2008 M6 motorway crash
- Date: 21 October 2008
- Time: 10:40 p.m. (GMT)
- Location: Sandbach, Cheshire, England; 53°08′59″N 2°20′35″W﻿ / ﻿53.1496°N 2.3430°W;
- Type: Pile-up
- Deaths: 6

= 2008 M6 motorway crash =

Car crash near Sandbach, England

A large car crash occurred on 21 October 2008 near Sandbach on the M6 motorway in the United Kingdom. The crash, which involved three lorries and two cars, killed six people, four of which were children.

== Incident ==
A crash which occurred on the motorway earlier in the day caused the road to be closed and to have large queues.

On 20 October 2008, at around 10:40 p.m. GMT on the M6 motorway northbound south of junction 17, near Sandbach, Cheshire, a pile-up occurred.

It involved three lorries and two cars. One of the cars, a Toyota Previa, burst into flames after crashing into a Volvo lorry and getting pushed underneath it. The force of the collision reportedly separated the body of the car from the chassis.

The Toyota had a family of six inside, all of which died at the scene. It was initially thought that only five people died in the crash, however several hours later another "very small" child was found in the car, which brought the total to six.

== Investigation ==
A 46-year-old Portuguese man, Paulo Jorge Nogueria da Silva, was charged with six counts of death by dangerous driving.

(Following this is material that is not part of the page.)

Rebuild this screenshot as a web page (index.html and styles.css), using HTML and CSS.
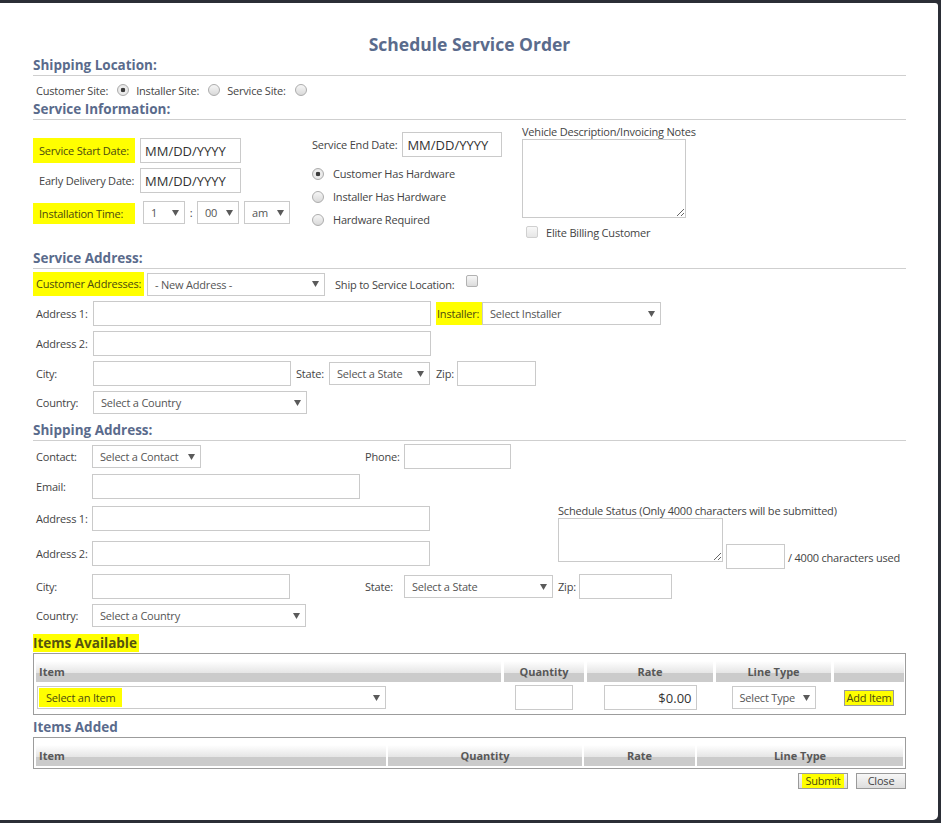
FILE: index.html
```html
<!DOCTYPE html>
<html lang="en">
<head>
<meta charset="utf-8">
<title>Schedule Service Order</title>
<link rel="stylesheet" href="styles.css">
</head>
<body>
<div class="modal">
  <h1 class="title">Schedule Service Order</h1>

  <h2 class="sec sec-shiploc">Shipping Location:</h2>
  <div class="loc-row">
    <span class="lbl">Customer Site:</span><span class="radio on loc-radio"></span>
    <span class="lbl">Installer Site:</span><span class="radio loc-radio"></span>
    <span class="lbl">Service Site:</span><span class="radio loc-radio"></span>
  </div>

  <h2 class="sec sec-info">Service Information:</h2>
  <div class="info">
    <div class="col1">
      <div class="frow">
        <span class="flabel hl">Service Start Date:</span>
        <input class="date" type="text" value="MM/DD/YYYY">
      </div>
      <div class="frow">
        <span class="flabel">Early Delivery Date:</span>
        <input class="date" type="text" value="MM/DD/YYYY">
      </div>
      <div class="frow trow">
        <span class="flabel hl tlabel">Installation Time:</span>
        <div class="sel w42 first"><span>1</span><svg class="arr" width="7" height="6" viewBox="0 0 7 6"><path d="M0 0h7L3.5 6z"/></svg></div>
        <span class="colon">:</span>
        <div class="sel w42"><span>00</span><svg class="arr" width="7" height="6" viewBox="0 0 7 6"><path d="M0 0h7L3.5 6z"/></svg></div>
        <div class="sel w46 ampm"><span>am</span><svg class="arr" width="7" height="6" viewBox="0 0 7 6"><path d="M0 0h7L3.5 6z"/></svg></div>
      </div>
    </div>
    <div class="col2">
      <div class="endrow">
        <span class="lbl">Service End Date:</span>
        <input class="date w100" type="text" value="MM/DD/YYYY">
      </div>
      <div class="rrow first"><span class="radio on"></span><span class="rlabel">Customer Has Hardware</span></div>
      <div class="rrow"><span class="radio"></span><span class="rlabel">Installer Has Hardware</span></div>
      <div class="rrow"><span class="radio"></span><span class="rlabel">Hardware Required</span></div>
    </div>
    <div class="col3">
      <div class="tlabel-top">Vehicle Description/Invoicing Notes</div>
      <textarea class="notes"></textarea>
      <div class="cbrow"><span class="checkbox disabled"></span><span class="cblabel">Elite Billing Customer</span></div>
    </div>
  </div>

  <h2 class="sec sec-addr">Service Address:</h2>
  <div class="arow arow1">
    <span class="hl calabel">Customer Addresses:</span>
    <div class="sel w178"><span>- New Address -</span><svg class="arr" width="7" height="6" viewBox="0 0 7 6"><path d="M0 0h7L3.5 6z"/></svg></div>
    <span class="lbl shiploc">Ship to Service Location:</span>
    <span class="checkbox shipcb"></span>
  </div>
  <div class="arow">
    <span class="alabel">Address 1:</span>
    <input class="txt w338" type="text">
    <span class="hl instlabel">Installer:</span>
    <div class="sel w179"><span>Select Installer</span><svg class="arr" width="7" height="6" viewBox="0 0 7 6"><path d="M0 0h7L3.5 6z"/></svg></div>
  </div>
  <div class="arow">
    <span class="alabel">Address 2:</span>
    <input class="txt w338" type="text">
  </div>
  <div class="arow">
    <span class="alabel">City:</span>
    <input class="txt w198" type="text">
    <span class="lbl statelbl">State:</span>
    <div class="sel w101"><span>Select a State</span><svg class="arr" width="7" height="6" viewBox="0 0 7 6"><path d="M0 0h7L3.5 6z"/></svg></div>
    <span class="lbl ziplbl">Zip:</span>
    <input class="txt w79" type="text">
  </div>
  <div class="arow srow">
    <span class="alabel">Country:</span>
    <div class="sel w214"><span>Select a Country</span><svg class="arr" width="7" height="6" viewBox="0 0 7 6"><path d="M0 0h7L3.5 6z"/></svg></div>
  </div>

  <h2 class="sec sec-shipaddr">Shipping Address:</h2>
  <div class="brow brow-first">
    <div class="bleft">
      <span class="blabel">Contact:</span>
      <div class="sel w109"><span>Select a Contact</span><svg class="arr" width="7" height="6" viewBox="0 0 7 6"><path d="M0 0h7L3.5 6z"/></svg></div>
    </div>
    <span class="lbl rlbl">Phone:</span>
    <input class="txt w107" type="text">
  </div>
  <div class="brow">
    <span class="blabel">Email:</span>
    <input class="txt w268" type="text">
  </div>
  <div class="mid">
    <div class="mid-left">
      <div class="brow m7">
        <span class="blabel">Address 1:</span>
        <input class="txt w338" type="text">
      </div>
      <div class="brow m10">
        <span class="blabel">Address 2:</span>
        <input class="txt w338" type="text">
      </div>
    </div>
    <div class="mid-right">
      <div class="status-label">Schedule Status (Only 4000 characters will be submitted)</div>
      <div class="status-row">
        <textarea class="status"></textarea>
        <input class="txt count" type="text">
        <span class="used">/ 4000 characters used</span>
      </div>
    </div>
  </div>
  <div class="brow">
    <div class="bleft">
      <span class="blabel">City:</span>
      <input class="txt w198" type="text">
    </div>
    <span class="lbl rlbl">State:</span>
    <div class="sel w149"><span>Select a State</span><svg class="arr" width="7" height="6" viewBox="0 0 7 6"><path d="M0 0h7L3.5 6z"/></svg></div>
    <span class="lbl zip2">Zip:</span>
    <input class="txt w93" type="text">
  </div>
  <div class="brow srow">
    <span class="blabel">Country:</span>
    <div class="sel w214"><span>Select a Country</span><svg class="arr" width="7" height="6" viewBox="0 0 7 6"><path d="M0 0h7L3.5 6z"/></svg></div>
  </div>

  <h3 class="items-title"><span class="hl-h">Items Available</span></h3>
  <div class="itembox avail">
    <div class="grid avail-grid">
      <div class="th left">Item</div>
      <div class="th">Quantity</div>
      <div class="th">Rate</div>
      <div class="th">Line Type</div>
      <div class="th"></div>
    </div>
    <div class="grid avail-grid irow">
      <div class="cell-left">
        <div class="sel w349 itemsel"><span class="hl-sel">Select an Item</span><svg class="arr" width="7" height="6" viewBox="0 0 7 6"><path d="M0 0h7L3.5 6z"/></svg></div>
      </div>
      <div class="cell"><input class="txt w58" type="text"></div>
      <div class="cell"><input class="txt w93 rate" type="text" value="$0.00"></div>
      <div class="cell"><div class="sel w84"><span>Select Type</span><svg class="arr" width="7" height="6" viewBox="0 0 7 6"><path d="M0 0h7L3.5 6z"/></svg></div></div>
      <div class="cell"><button class="btn hlbtn" type="button">Add Item</button></div>
    </div>
  </div>

  <h3 class="items-title added">Items Added</h3>
  <div class="itembox added-box">
    <div class="grid added-grid">
      <div class="th left">Item</div>
      <div class="th">Quantity</div>
      <div class="th">Rate</div>
      <div class="th">Line Type</div>
    </div>
  </div>

  <div class="actions">
    <button class="btn" type="button"><span class="hl-btn">Submit</span></button>
    <button class="btn" type="button">Close</button>
  </div>
</div>
</body>
</html>
```

FILE: styles.css
```css
* { box-sizing: border-box; }

html, body {
  margin: 0;
  padding: 0;
}

body {
  width: 941px;
  height: 823px;
  overflow: hidden;
  background: #2b2e36;
  font-family: "Open Sans", "DejaVu Sans", sans-serif;
  font-size: 11px;
  letter-spacing: -0.2px;
  color: #444;
}

.modal {
  width: 938px;
  height: 817px;
  margin-top: 3px;
  background: #fff;
  border-radius: 0 3px 5px 0;
  padding: 0 32px 0 33px;
}

/* headings */
.title {
  margin: 0;
  padding-top: 31px;
  font-size: 17.5px;
  line-height: 20px;
  font-weight: 700;
  letter-spacing: 0;
  text-align: center;
  color: #5a6b8c;
}

.sec {
  margin: 0;
  font-size: 13.5px;
  line-height: 16px;
  font-weight: 700;
  letter-spacing: 0;
  color: #5a6b8c;
  padding-bottom: 2px;
  border-bottom: 1px solid #cfcfcf;
}
.sec-shiploc { margin-top: 3px; }
.sec-info { margin-top: 3px; }
.sec-addr { margin-top: 0; }
.sec-shipaddr { margin-top: 8px; }

/* common controls */
.lbl { white-space: nowrap; }

input, textarea {
  font-family: "Open Sans", "DejaVu Sans", sans-serif;
  border: 1px solid #cacaca;
  background: #fff;
  margin: 0;
  border-radius: 0;
  outline: none;
}
input { height: 25px; padding: 0 4px; font-size: 13px; color: #333; letter-spacing: 0; }
textarea { display: block; padding: 2px; resize: both; }

.sel {
  display: flex;
  align-items: center;
  justify-content: space-between;
  height: 23px;
  border: 1px solid #cacaca;
  background: #fff;
  padding: 0 5px 0 7px;
  white-space: nowrap;
  color: #555;
}
.arr { fill: #5a5a5a; flex: none; }

.hl { background: #ffff00; color: #4a4a10; }

.radio {
  display: inline-block;
  width: 12px;
  height: 12px;
  border-radius: 50%;
  border: 1px solid #acacac;
  background: linear-gradient(#f6f6f6, #d9d9d9);
  flex: none;
}
.radio.on {
  background: radial-gradient(circle, #3c3c3c 0, #3c3c3c 2px, #f0f0f0 2.6px, #dcdcdc 100%);
}

.checkbox {
  display: inline-block;
  width: 12px;
  height: 12px;
  border: 1px solid #b2b2b2;
  border-radius: 2px;
  background: linear-gradient(#f7f7f7, #dcdcdc);
  flex: none;
}
.checkbox.disabled { border-color: #d0d0d0; background: linear-gradient(#f8f8f8, #e6e6e6); }

/* widths */
.w42 { width: 42px; }
.w46 { width: 46px; }
.w58 { width: 58px; }
.w79 { width: 79px; }
.w84 { width: 84px; }
.w93 { width: 93px; }
.w100 { width: 100px; }
.w101 { width: 101px; }
.w107 { width: 107px; }
.w109 { width: 109px; }
.w149 { width: 149px; }
.w178 { width: 178px; }
.w179 { width: 179px; }
.w198 { width: 198px; }
.w214 { width: 214px; }
.w268 { width: 268px; }
.w338 { width: 338px; }
.w349 { width: 349px; }

/* shipping location */
.loc-row {
  display: flex;
  align-items: center;
  height: 16px;
  margin-top: 6px;
  padding-left: 3px;
}
.loc-radio {
  align-self: flex-start;
  margin: 2px 7px 0 9px;
}

/* service information */
.info {
  display: flex;
  height: 130px;
}
.col1 { width: 279px; padding-top: 18px; }
.col2 { width: 210px; padding-top: 12px; }
.col3 { padding-top: 5px; }

.frow {
  display: flex;
  align-items: center;
  height: 25px;
}
.frow + .frow { margin-top: 5px; }
.frow.trow { margin-top: 8px; height: 23px; }
.flabel {
  width: 102px;
  margin-right: 5px;
  padding-left: 6px;
  line-height: 25px;
  white-space: nowrap;
}
.flabel.tlabel { line-height: 21px; align-self: flex-end; }
.date { width: 101px; }
.date.w100 { width: 100px; }
.sel.first { margin-left: 3px; }
.colon { width: 12px; text-align: center; }
.ampm { margin-left: 5px; }

.endrow {
  display: flex;
  align-items: center;
  gap: 5px;
}
.rrow {
  display: flex;
  align-items: center;
  height: 23px;
}
.rrow.first { margin-top: 5px; }
.rlabel { margin-left: 9px; }

.tlabel-top { line-height: 14px; white-space: nowrap; }
.notes { width: 164px; height: 79px; }
.cbrow {
  display: flex;
  align-items: center;
  height: 18px;
  margin-top: 5px;
}
.cbrow .checkbox { margin-left: 4px; }
.cblabel { margin-left: 8px; }

/* service address */
.arow {
  display: flex;
  align-items: center;
  height: 25px;
  margin-top: 5px;
}
.arow1 { margin-top: 3px; height: 24px; }
.arow.srow { height: 23px; }
.calabel {
  width: 111px;
  margin-right: 3px;
  padding-left: 3px;
  line-height: 24px;
  white-space: nowrap;
}
.shiploc { margin-left: 10px; }
.shipcb { align-self: flex-start; margin: 3px 0 0 11px; }
.alabel { width: 60px; padding-left: 3px; white-space: nowrap; }
.instlabel {
  margin-left: 5px;
  width: 46px;
  padding-left: 1px;
  line-height: 23px;
}
.statelbl { margin-left: 5px; width: 33px; }
.ziplbl { margin-left: 6px; width: 21px; }

/* shipping address */
.brow {
  display: flex;
  align-items: center;
  height: 25px;
  margin-top: 5px;
}
.brow-first { margin-top: 3px; }
.brow.srow { height: 23px; }
.bleft { display: flex; align-items: center; width: 332px; }
.blabel { width: 59px; padding-left: 3px; white-space: nowrap; }
.rlbl { width: 39px; }
.zip2 { margin-left: 5px; width: 21px; }

.mid {
  display: flex;
  align-items: flex-start;
  height: 70px;
}
.mid-left { width: 525px; }
.mid .m7 { margin-top: 7px; }
.mid .m10 { margin-top: 10px; }
.mid-right { padding-top: 5px; }
.status-label { line-height: 14px; white-space: nowrap; }
.status-row { display: flex; align-items: flex-start; }
.status { width: 165px; height: 44px; }
.count { width: 59px; margin: 26px 0 0 3px; }
.used { margin: 33px 0 0 3px; line-height: 14px; white-space: nowrap; }

/* items */
.items-title {
  margin: 7px 0 0;
  font-size: 13.5px;
  line-height: 18px;
  font-weight: 700;
  letter-spacing: 0;
  color: #5a6b8c;
}
.hl-h {
  display: inline-block;
  background: #ffff00;
  color: #55550f;
  padding-right: 2px;
}
.items-title.added { margin-top: 4px; line-height: 16px; }

.itembox {
  border: 1px solid #9c9c9c;
}
.avail { margin-top: 1px; padding: 7px 1px 4px 2px; }
.added-box { margin-top: 2px; padding: 7px 1px 2px 2px; }

.grid { display: grid; }
.avail-grid { grid-template-columns: 465px 80px 126px 115px 70px; column-gap: 3px; }
.added-grid { grid-template-columns: 350px 194px 111px 206px; column-gap: 2px; }

.th {
  height: 21px;
  line-height: 21px;
  font-weight: 700;
  letter-spacing: 0;
  color: #585858;
  text-align: center;
  background: linear-gradient(#ffffff 0%, #e6e6e6 55%, #cbcbcb 55%, #cbcbcb 100%);
}
.th.left { text-align: left; padding-left: 3px; }

.irow { margin-top: 3px; height: 25px; align-items: center; }
.cell { display: flex; justify-content: center; align-items: center; }
.cell-left { display: flex; align-items: center; }
.itemsel { margin-left: 1px; padding-left: 1px; }
.hl-sel {
  background: #ffff00;
  color: #4a4a10;
  line-height: 19px;
  padding: 0 7px 0 7px;
}
.rate { text-align: right; padding-right: 4px; }

.btn {
  font-family: "Open Sans", "DejaVu Sans", sans-serif;
  font-size: 11px;
  letter-spacing: -0.2px;
  color: #444;
  width: 50px;
  height: 16px;
  padding: 0;
  line-height: 14px;
  border: 1px solid #9a9a9a;
  border-radius: 0;
  background: linear-gradient(#f7f7f7, #dedede);
  cursor: pointer;
}
.hlbtn { background: #ffff00; color: #4a4a10; }
.hl-btn {
  display: inline-block;
  background: #ffff00;
  color: #4a4a10;
  padding: 0 3px;
  line-height: 14px;
}

.actions {
  display: flex;
  justify-content: flex-end;
  gap: 8px;
  margin-top: 4px;
}
```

On 10 February 2009, a prosecution at Chester Crown Court said that da Silva was not paying attention to the road when his lorry ploughed into the Toyota Previa with the family who was killed inside. Sergeant David Cox, motorway supervisor for Cheshire Police, was one of the first officers at the scene of the crash and spoke about how horrific the scene was. He said that the scene was so horrific that the make of the car or the number of people inside was impossible to determine. Furthermore, he said that specially trained officers had to be called to remove the remains of the dead family from the car.

Da Silva denied the six charges of causing death by dangerous driving and six alternative charges of causing death by careless driving.